▶ [GIVEN MATERIAL]:
= = = = = = =
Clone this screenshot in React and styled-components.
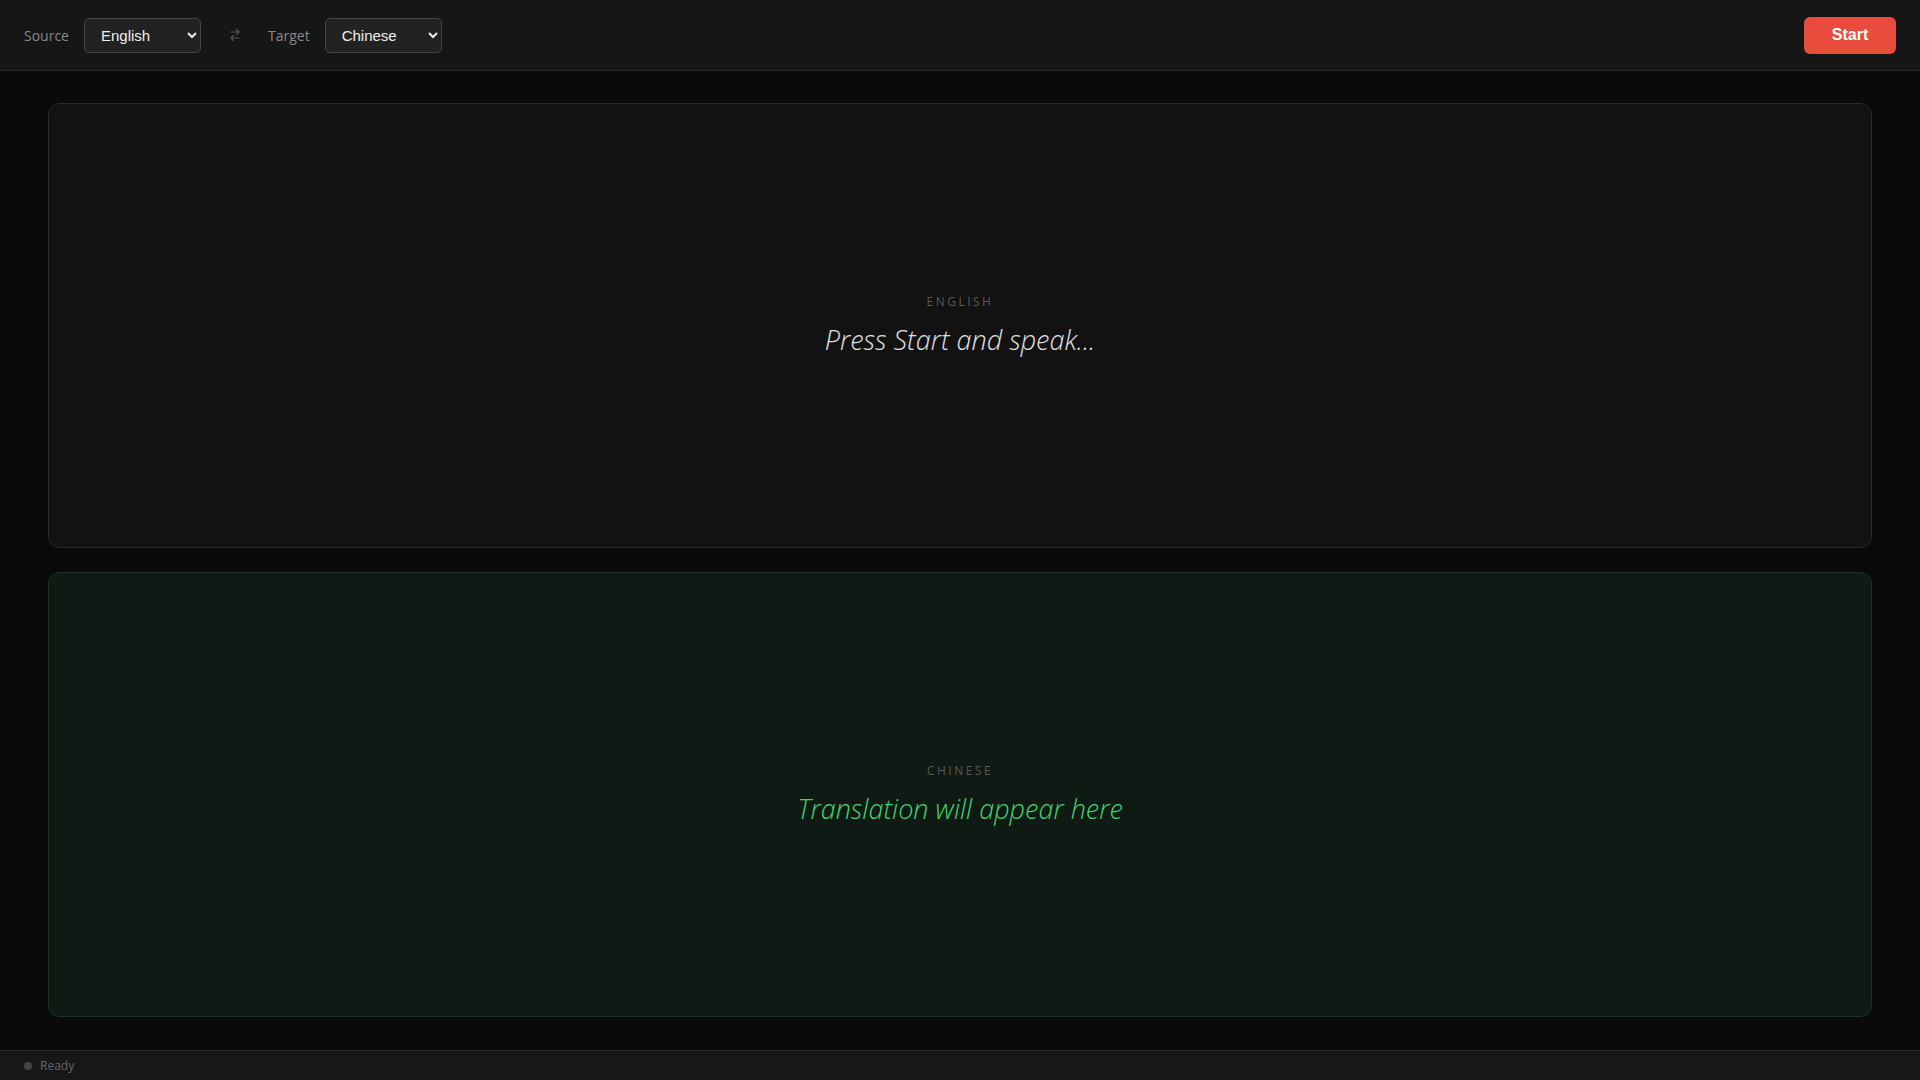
import React from 'react';
import styled, { createGlobalStyle } from 'styled-components';

const GlobalStyle = createGlobalStyle`
  html, body, #root {
    margin: 0;
    height: 100%;
  }
  body {
    background: #0a0a0a;
    font-family: 'Open Sans', 'Noto Sans', sans-serif;
    color: #ddd;
  }
`;

const Page = styled.div`
  display: flex;
  flex-direction: column;
  height: 100vh;
`;

const Toolbar = styled.header`
  display: flex;
  align-items: center;
  height: 71px;
  padding: 0 24px;
  background: #161616;
  border-bottom: 1px solid #2a2a2a;
  box-sizing: border-box;
`;

const Label = styled.span`
  font-size: 14px;
  color: #888;
  margin-right: 15px;
`;

const Select = styled.select`
  width: 117px;
  height: 35px;
  padding: 0 12px;
  background: #222;
  color: #eee;
  border: 1px solid #444;
  border-radius: 5px;
  font-family: 'Liberation Sans', Arial, sans-serif;
  font-size: 15px;
  color-scheme: dark;
`;

const Swap = styled.span`
  display: flex;
  align-items: center;
  color: #555;
  margin: 0 28px 0 29px;
`;

const Spacer = styled.div`
  flex: 1;
`;

const StartButton = styled.button`
  width: 92px;
  height: 37px;
  border: none;
  border-radius: 6px;
  background: #e74c3c;
  color: #fff;
  font-family: 'Liberation Sans', Arial, sans-serif;
  font-size: 16px;
  font-weight: 700;
  cursor: pointer;
`;

const Main = styled.main`
  flex: 1;
  display: flex;
  flex-direction: column;
  gap: 24px;
  padding: 32px 48px 33px;
  min-height: 0;
`;

const Panel = styled.section`
  flex: 1;
  display: flex;
  flex-direction: column;
  align-items: center;
  justify-content: center;
  gap: 11px;
  border-radius: 12px;
  background: ${({ $accent }) => ($accent ? '#0e1a13' : '#121212')};
  border: 1px solid ${({ $accent }) => ($accent ? '#1c3623' : '#2a2a2a')};
`;

const PanelTitle = styled.div`
  font-size: 12px;
  letter-spacing: 2.5px;
  color: #595959;
  text-transform: uppercase;
`;

const PanelText = styled.div`
  font-size: 27px;
  font-style: italic;
  font-weight: 300;
  color: ${({ $accent }) => ($accent ? '#40d472' : '#e0e0e0')};
`;

const StatusBar = styled.footer`
  display: flex;
  align-items: center;
  gap: 8px;
  height: 30px;
  padding: 0 24px;
  background: #171717;
  border-top: 1px solid #2a2a2a;
  box-sizing: border-box;
`;

const Dot = styled.span`
  width: 8px;
  height: 8px;
  border-radius: 50%;
  background: #444;
`;

const StatusText = styled.span`
  font-size: 12px;
  color: #666;
`;

const SwapIcon = () => (
  <svg width="10" height="14" viewBox="0 0 10 14" fill="none" stroke="currentColor" strokeWidth="1.2" strokeLinecap="round" strokeLinejoin="round">
    <path d="M1 4h8M6.5 1.5L9 4 6.5 6.5" />
    <path d="M9 10H1M3.5 7.5L1 10l2.5 2.5" />
  </svg>
);

const App = () => {
  return (
    <Page>
      <GlobalStyle />
      <Toolbar>
        <Label>Source</Label>
        <Select defaultValue="en">
          <option value="en">English</option>
          <option value="zh">Chinese</option>
        </Select>
        <Swap>
          <SwapIcon />
        </Swap>
        <Label>Target</Label>
        <Select defaultValue="zh">
          <option value="en">English</option>
          <option value="zh">Chinese</option>
        </Select>
        <Spacer />
        <StartButton>Start</StartButton>
      </Toolbar>
      <Main>
        <Panel>
          <PanelTitle>English</PanelTitle>
          <PanelText>Press Start and speak...</PanelText>
        </Panel>
        <Panel $accent>
          <PanelTitle>Chinese</PanelTitle>
          <PanelText $accent>Translation will appear here</PanelText>
        </Panel>
      </Main>
      <StatusBar>
        <Dot />
        <StatusText>Ready</StatusText>
      </StatusBar>
    </Page>
  );
};

export default App;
= = = = = = =
▶ [TASK DIRECTIONS]: Copy the listing word for word, excluding its pictures.

▶ [FINISHED TASK]:
Clone this screenshot in React and styled-components.
import React from 'react';
import styled, { createGlobalStyle } from 'styled-components';

const GlobalStyle = createGlobalStyle`
  html, body, #root {
    margin: 0;
    height: 100%;
  }
  body {
    background: #0a0a0a;
    font-family: 'Open Sans', 'Noto Sans', sans-serif;
    color: #ddd;
  }
`;

const Page = styled.div`
  display: flex;
  flex-direction: column;
  height: 100vh;
`;

const Toolbar = styled.header`
  display: flex;
  align-items: center;
  height: 71px;
  padding: 0 24px;
  background: #161616;
  border-bottom: 1px solid #2a2a2a;
  box-sizing: border-box;
`;

const Label = styled.span`
  font-size: 14px;
  color: #888;
  margin-right: 15px;
`;

const Select = styled.select`
  width: 117px;
  height: 35px;
  padding: 0 12px;
  background: #222;
  color: #eee;
  border: 1px solid #444;
  border-radius: 5px;
  font-family: 'Liberation Sans', Arial, sans-serif;
  font-size: 15px;
  color-scheme: dark;
`;

const Swap = styled.span`
  display: flex;
  align-items: center;
  color: #555;
  margin: 0 28px 0 29px;
`;

const Spacer = styled.div`
  flex: 1;
`;

const StartButton = styled.button`
  width: 92px;
  height: 37px;
  border: none;
  border-radius: 6px;
  background: #e74c3c;
  color: #fff;
  font-family: 'Liberation Sans', Arial, sans-serif;
  font-size: 16px;
  font-weight: 700;
  cursor: pointer;
`;

const Main = styled.main`
  flex: 1;
  display: flex;
  flex-direction: column;
  gap: 24px;
  padding: 32px 48px 33px;
  min-height: 0;
`;

const Panel = styled.section`
  flex: 1;
  display: flex;
  flex-direction: column;
  align-items: center;
  justify-content: center;
  gap: 11px;
  border-radius: 12px;
  background: ${({ $accent }) => ($accent ? '#0e1a13' : '#121212')};
  border: 1px solid ${({ $accent }) => ($accent ? '#1c3623' : '#2a2a2a')};
`;

const PanelTitle = styled.div`
  font-size: 12px;
  letter-spacing: 2.5px;
  color: #595959;
  text-transform: uppercase;
`;

const PanelText = styled.div`
  font-size: 27px;
  font-style: italic;
  font-weight: 300;
  color: ${({ $accent }) => ($accent ? '#40d472' : '#e0e0e0')};
`;

const StatusBar = styled.footer`
  display: flex;
  align-items: center;
  gap: 8px;
  height: 30px;
  padding: 0 24px;
  background: #171717;
  border-top: 1px solid #2a2a2a;
  box-sizing: border-box;
`;

const Dot = styled.span`
  width: 8px;
  height: 8px;
  border-radius: 50%;
  background: #444;
`;

const StatusText = styled.span`
  font-size: 12px;
  color: #666;
`;

const SwapIcon = () => (
  <svg width="10" height="14" viewBox="0 0 10 14" fill="none" stroke="currentColor" strokeWidth="1.2" strokeLinecap="round" strokeLinejoin="round">
    <path d="M1 4h8M6.5 1.5L9 4 6.5 6.5" />
    <path d="M9 10H1M3.5 7.5L1 10l2.5 2.5" />
  </svg>
);

const App = () => {
  return (
    <Page>
      <GlobalStyle />
      <Toolbar>
        <Label>Source</Label>
        <Select defaultValue="en">
          <option value="en">English</option>
          <option value="zh">Chinese</option>
        </Select>
        <Swap>
          <SwapIcon />
        </Swap>
        <Label>Target</Label>
        <Select defaultValue="zh">
          <option value="en">English</option>
          <option value="zh">Chinese</option>
        </Select>
        <Spacer />
        <StartButton>Start</StartButton>
      </Toolbar>
      <Main>
        <Panel>
          <PanelTitle>English</PanelTitle>
          <PanelText>Press Start and speak...</PanelText>
        </Panel>
        <Panel $accent>
          <PanelTitle>Chinese</PanelTitle>
          <PanelText $accent>Translation will appear here</PanelText>
        </Panel>
      </Main>
      <StatusBar>
        <Dot />
        <StatusText>Ready</StatusText>
      </StatusBar>
    </Page>
  );
};

export default App;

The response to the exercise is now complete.